This website and sisters royaldutchshellgroup.com, shellnazihistory.com, royaldutchshell.website, johndonovan.website, and shellnews.net, are owned by John Donovan. There is also a Wikipedia segment.

BLOOMBERG: Shell's Shares May Decline After Militant Attacks in Nigeria

Feb. 20 (Bloomberg) — Shares of Royal Dutch Shell Plc, the world's third-largest oil company, may drop after Nigerian militants reported new attacks against oil installations it operates in the country.
Militants blew up a Shell oil-pipeline manifold at Odidi in Delta state and an abandoned Nigerian army vessel during an attack at 2 a.m. local time, said the Movement for the Emancipation of the Niger Delta, or MEND. Shell has no immediate comment on the MEND statement, Caroline Wittgen, a company spokeswoman, said today by e-mail from London.

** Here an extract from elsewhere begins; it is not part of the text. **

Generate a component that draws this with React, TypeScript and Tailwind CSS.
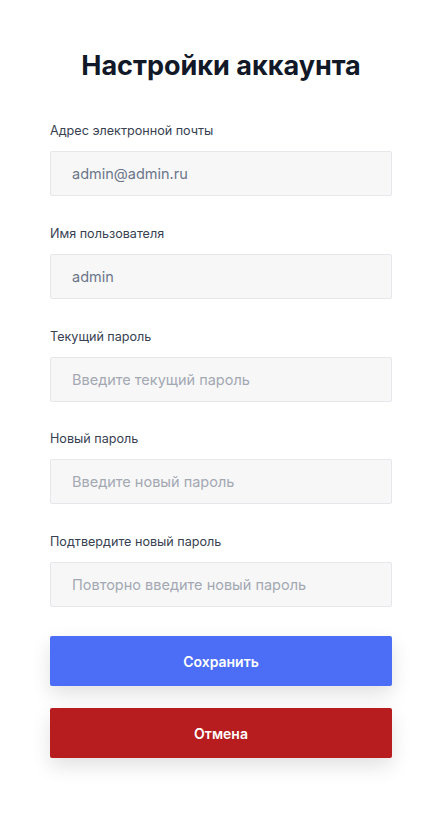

The company yesterday said its ventures in Nigeria have shut down all oil production in the western Niger River delta, halting 455,000 barrels of production a day and prompting increases in international oil prices.
“It's bad news for Shell because the Niger Delta is a significant part of their production,'' said Antoine Leurent, an analyst at KBC Securities in France, who may consider downgrading Shell shares from “outperform.'' “The situation is getting worse because the attacks look much more organized than before.''
The closures include the EA offshore field, which has a capacity of 115,000 barrels a day, and the Forcados export terminal. The shutdown affects about 20 percent of daily output in Nigeria, Africa's top oil producer.
Brent crude oil for April delivery today jumped as much as 2.2 percent to $61.23 a barrel in electronic trading on London's ICE Futures exchange. The contract traded a $61.10 at 7:20 a.m. London time. That's 31 percent higher than a year ago. The New York Mercantile Exchange, the world's largest energy market, is closed today.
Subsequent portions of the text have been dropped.